Disclaimer: I received both the Audeze EL-8 Open & Closed for this review directly from Audeze.
If you’ve been following the headphone scene for the last few years it isn’t possible you haven’t heard of Audeze. They really don’t need an introduction as all of their headphones have been praised worldwide. It all really got started with the LCD2.1, the LCD2.2, LCD-3, LCD-XC and LCD-X followed, and then I’m not even talking about the Fazor versions. I am an absolute fan of their products and my three favorite Audeze headphones are the 2.1, the X and the XC. Now Audeze has added two new headphones to their product line up and that’s what we’ll be looking at today.
The EL-8 is a more down to earth and down the line orthodynamic headphone using all the latest Audeze technologies. The EL-8 is available in an Open and Closed version and we’ll be covering both of them in this review. The EL-8s were launched a few months ago already and the market price is $699 if you’re buying them from the online Audeze store. By setting the price a few hundred USD below the previous entry model, Audeze reaches a bigger market. Not everyone wanted, or couldn’t pay $1K for a headphone and by lowering the entry level a lot more headphone enthusiasts saw their dream of ever owning an Audeze come true. Hifiman and Mr. Speakers have targeted this group of consumers for a while already, and their headphones are available for even less though.
|Transducer type||Planar magnetic|
|Magnetic structure||Fluxor magnets|
|Driver Size||100 mm|
|Maximum power handling||15W (for 200ms)|
|Frequency response||10Hz – 50kHz|
|Total harmonic distortion||<0.1% (1kHz, 1mW)|
|Efficiency||102/100dB / 1mW|
|Optimal power requirement||200mW – 4W|
The EL-8s, contrary to the other LCD’s, don’t come in one of those über cool travel cases. They do come in a very nice card wood box with an adapter and a soft pouch to carry them around. I haven’t looked at the box ever since.
The new headphones don’t look like the Audeze’s you already know and they have their own styling. I look at them as a mix of a Sennheiser and Hifiman design, with a modern twist to it. The EL-8s have actually been designed/styled by BMWDesignWorks USA and they look quite modern. They have the backwards design like the Sennheiser HD700/800 and use veneer just like the Hifiman HE-400i/560 series. Design is something very personal and you like it or you don’t, I personally wouldn’t have gone for veneer (like Hifiman). Audeze is known for its use of wood, especially the 2.1 Rosewood, the LCD3 and the XC. The EL-8 is far away from this though, and the veneer in my opinion makes it look a bit “cheap”. Of course it in reality also is cheaper than the before mentioned headphones, but still I expected a little bit more for the $699 price. General build quality is very good though but it isn’t like the higher end LCD series, these are rather plastic like.

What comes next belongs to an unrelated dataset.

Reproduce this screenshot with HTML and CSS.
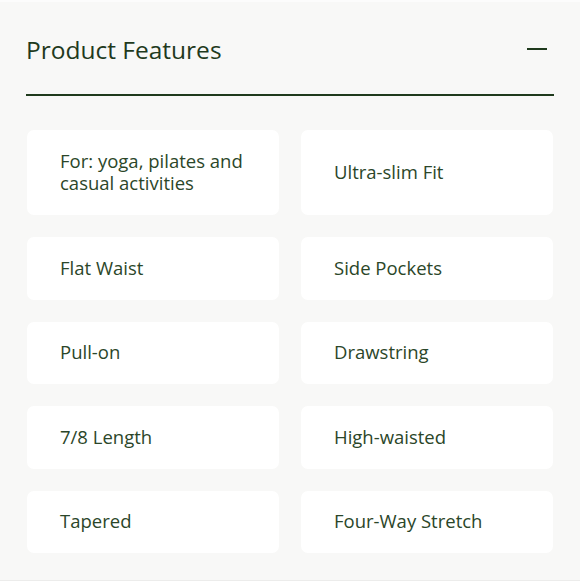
FILE: index.html
```html
<!DOCTYPE html>
<html>
<head>
<meta charset="utf-8">
<link rel="stylesheet" href="styles.css">
</head>
<body>
<section class="panel">
  <header class="panel-header">
    <h2 class="panel-title">Product Features</h2>
    <span class="toggle" aria-hidden="true"></span>
  </header>
  <ul class="features">
    <li class="feature">For: yoga, pilates and casual activities</li>
    <li class="feature">Ultra-slim Fit</li>
    <li class="feature">Flat Waist</li>
    <li class="feature">Side Pockets</li>
    <li class="feature">Pull-on</li>
    <li class="feature">Drawstring</li>
    <li class="feature">7/8 Length</li>
    <li class="feature">High-waisted</li>
    <li class="feature">Tapered</li>
    <li class="feature">Four-Way Stretch</li>
  </ul>
</section>
</body>
</html>
```

FILE: styles.css
```css
html, body {
  margin: 0;
  padding: 0;
  background: #f8f8f7;
}
body {
  font-family: "Open Sans", Lato, sans-serif;
  color: #2b4629;
}
.panel {
  box-sizing: border-box;
  height: 581px;
  padding: 0 26px;
  border-top: 2px solid #fcfcfc;
  border-bottom: 1px solid #ececeb;
}
.panel-header {
  display: flex;
  align-items: center;
  justify-content: space-between;
  box-sizing: border-box;
  height: 94px;
  padding-top: 2px;
  border-bottom: 2px solid #1f3a1d;
}
.panel-title {
  margin: 0;
  font-size: 24.5px;
  font-weight: 400;
  color: #1f3a1d;
}
.toggle {
  display: block;
  width: 20px;
  height: 2px;
  margin-right: 7px;
  background: #1f3a1d;
}
.features {
  list-style: none;
  margin: 34px 1px 0;
  padding: 0;
  display: grid;
  grid-template-columns: 1fr 1fr;
  gap: 22px;
}
.feature {
  display: flex;
  align-items: center;
  background: #ffffff;
  border-radius: 7px;
  padding: 19.5px 20px 20.5px 33px;
  font-size: 18.5px;
  line-height: 22.5px;
}
```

First thing I noticed when I put them on my head was the rather big clamping force. It has gotten only a little bit better over the weeks/months and I can actually feel the vacuum created by the pads as there is a pressure build up I can feel on my eardrums. I’m sure my head just has a weird shape or something as I haven’t heard this complaint before. It’s an annoying feeling but you get used to it. If I forget about this, the EL-8s actually are pretty comfortable. Weight for the open/closed version is 460/480 grams and for an Audeze that’s pretty light. It isn’t light for a headphone in general though and even the orthodynamic Hifimans weigh a lot less (around 370g). Weight has never bothered me before though and I can wear the heaviest XC for hour and hours without any problems. Looking at its size and weight, I don’t see why people would use this on the go but then again I’ve seen people use LCD-3’s on the go as well, so who am I. The angled leather pads, as we’re used to with Audeze, are top quality. My ears do get warm more easily then with the other Audeze headphones though.
I have heard several complaints on the build quality/durability of the EL-8s, as in they break down and have to be sent back, but I haven’t experienced the slightest problem with either my open or closed version. The new proprietary cable system (no more mini xlr) is something I think might produce a lot of complaints though. The connectors are like these small chips you have to insert into the cups and I on several occasions almost broke of these chips in the cup. I am sure I’m not the only one who experienced this. The connectors also come loose pretty easy when pulling the cable and that each time makes me fear one of the drivers died on me.
It’s good to see Audeze uses the new tech (Fazer Technology & Fluxor Magnets) in the “lower end” models. Fluxor magnetic structure transfers more energy on the driver-facing side than the backside. As a result the magnets become more efficient, and therefore easier to drive with low-power sources like a computer or smart phone. I agree and don’t agree at the same time, but keep reading.
I am a big fan of orthodynamic headphones and have quite a few of them in my collection. I have seen a lot of statements that the EL-8s are a baby LCD-X, XS or LCD2 but I wouldn’t refer to them like that. They have their own sound signature, strengths and weaknesses and aren’t near the level of the others.